If you are heavy-laden, Jesus says, “Come to me.” For there is no cry too long, no wound too deep, no sinner too far gone, and no heart too broken for the grace of God in Jesus Christ. Come to Christ, the true and better Sabbath, and find the rest your soul has been longing for. Rest is not the reward for finishing your work. For the believers in Jesus, rest begins because Jesus finished it all.
Inductive Bible Study: Observation, Interpretation, Application
Observation: What Does the Text Say?
- What concerns did the Jewish leaders raise after the man was healed (vv. 10–13)?
- What did Jesus say to the healed man when He met him again in the temple (v. 14)?
- Why did the Jewish leaders begin persecuting Jesus (vv. 16–18)?
- What did Jesus mean when He said, “My Father is working until now, and I am working” (v. 17)?
- Why did the Jewish leaders believe Jesus deserved death (v. 18)?
Interpretation: What Does the Text Mean?
- Why do you think the religious leaders cared more about the Sabbath regulations than the miraculous healing?
- How can religious traditions become barriers to recognizing God’s work?
- What is the difference between biblical obedience and legalism?
- Why is it possible to know a great deal about God and still miss Jesus?
- Why is it important that our faith rests in Christ rather than merely in His blessings?
Application: How Should This Change Us?
- Do you keep the Sabbath? If not, what must you do to make room in your weekly schedule to have the Sabbath?
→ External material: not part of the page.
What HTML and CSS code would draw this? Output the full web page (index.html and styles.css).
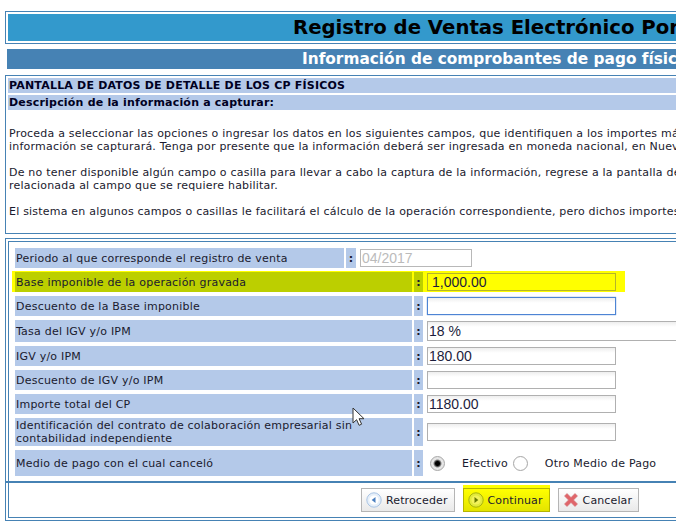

- Ask yourself, “Have I become more interested in God’s gifts than in God Himself?”
- Is there any area where legalism has replaced love?
- How has prolonged suffering shaped your relationship with Christ?
- In the passage, everyone responded to Jesus differently. How are you responding to Jesus today? Is there an area where He is calling you to deeper faith, obedience, or repentance?